Eski Türk, Selçuklu, Osmanlı’nın kültürel ardılı olmak ve o uygarlık yolunu örnek seçmek, öyle dizi izlemekle, Osmanlı tuğrası yapıştırmakla, trol paylaşımları yapmakla olunmuyormuş demek ki...
Uygarlık, Divriği gibi küçük bir ilçede bundan 800 yıl önce yapılan Divriği Ahmet Şah Camisi ve Turan Melek Darüşşifası yapılarının bugün bile dimdik ayakta olmasıdır. Uygarlık, bu yapıların üzerindeki süsleme ve bezemelerdir, ki bu süsleme sanatı, kadın figürleri, kartal simgeleri bugün bile taklit edilemez nitelikte olup, kendinden önceki tüm kültürlerin etkilerini içerirler
Türk İslam sanatının doruk noktası yani uygarlık, bir anıt yapıtının sıradan bir Anadolu kentine bir “kadın sultan” buyruğuyla dikebilme gücüdür.

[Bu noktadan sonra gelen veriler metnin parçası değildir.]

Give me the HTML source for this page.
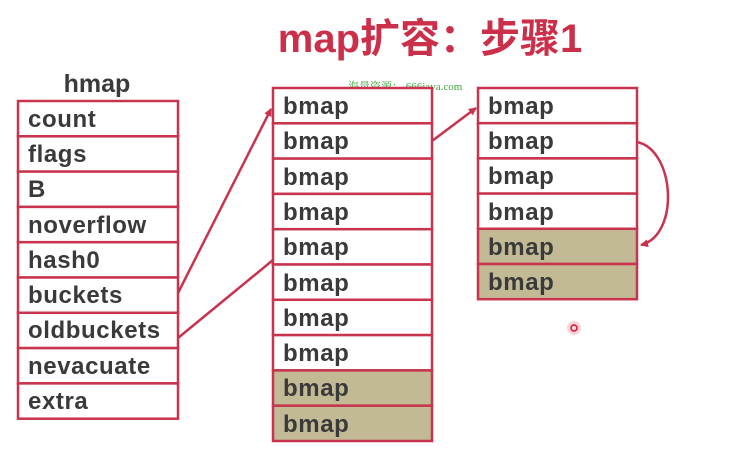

Kültür; Fatih’in Bellini gibi dünyanın en büyük ressamları, bilginlerine saygı göstermesidir. Bir Türk padişahının, bilimin evrenselliğini görüp, Latince, Yunanca yapıtları, felsefecilerin kitaplarını özgün dilinden okuması, başucu kitabı yapmasıdır, Uluğ Bey gibi bir sultanın en yakın dostu bilim insanı Ali Kuşçu'yu ülkesinden getirtip, ona rasathane kurdurtmasıdır.
Farabi’nin Eski Yunan felsefesiyle İslam felsefesini birleştirmeye çalışması, akılcılığı ve bilgiyi öne çıkarmasıdır uygarlık. Kültürel uygarlık köy enstitüleri kurabilme düşüncesidir. Savaştan kaçan Batılı bilim adamlarını Türk üniversitelerine getirme gücüdür. Anadolu bozkırlarına opera yapıları yapmaktır, köy çocuklarını, köylü kızları okutmak, bilim insanı olmasına olanak sağlamaktır.
Kendine özgü bir uygarlık, bir kültür oluşturmak yani kültürel bir uygarlık yaratmak savında bulunanlar, entelektüel üretimden, kültürel geçmişten, sağlam köklerden beslenmeli, bilgi ve aklın kılavuzluğunu seçmelidirler.
Uygarlık, bilim, bilgi, akıl ve özgürlük, özgür düşünce demektir. Bu değerleri aşağılayanların medeniyet inşası savı, toplum için yıkıcı, yok edici, aşındırıcı etkilere yol açar.
Bugünkü siyasal anlayış, toplumda mimarlık, opera, müzik, resim, heykel, spor, şiir, yazı, gülmece, tiyatro, sinema gibi dalları kapsayan bir kültürü hemen her yerde aşağılamış, değersizleştirmiş, bilginin, aklın, sorgulamanın, çağdaşlığın, bilimin adının geçtiği her şeyi geri plana atmış, dışlamıştır.
Böyle toplumlarda egemen güç gibi düşünen herkes değerli gösterilir, kendi gibi olmayan -dünyanın en önemli sanatçısı, bilim insanı olsa da-düşmanlaştırılır, hedef olur. Sanatçı, gazeteci ya da bilim adamı siyasetin güdümünde oldukça değeri artar.
Bugün yeni Türkiye kültürü inşaya çalışanlar, bu toprakların gerçek değerlerini, cumhuriyet dönemini ve Atatürk'ü her fırsatta aşağılayıp, Osmanlı’yı yıkım sürecine götüren dönemlerin, padişahını, kişiliklerini, o dönemde kalmış değerleri halka zorla kabullendirmeye çalışıyor ve bunun için de “din” ve “milliyetçilik” gibi manevi değerleri kullanıyorlar.
Kültür ve uygarlık, özgürlükle, özgür düşünceyle, akılla gelişen alanlardır. Biat ederek, kopya ya da taklitle, sorgulama yeteneğini dışlamakla, bilgi ve akıl düşmanlığıyla, beton dikmekle alınacak yol Osmanlı tuğralı bir “Doblo” ile alınacak yoldan farksız olacaktır.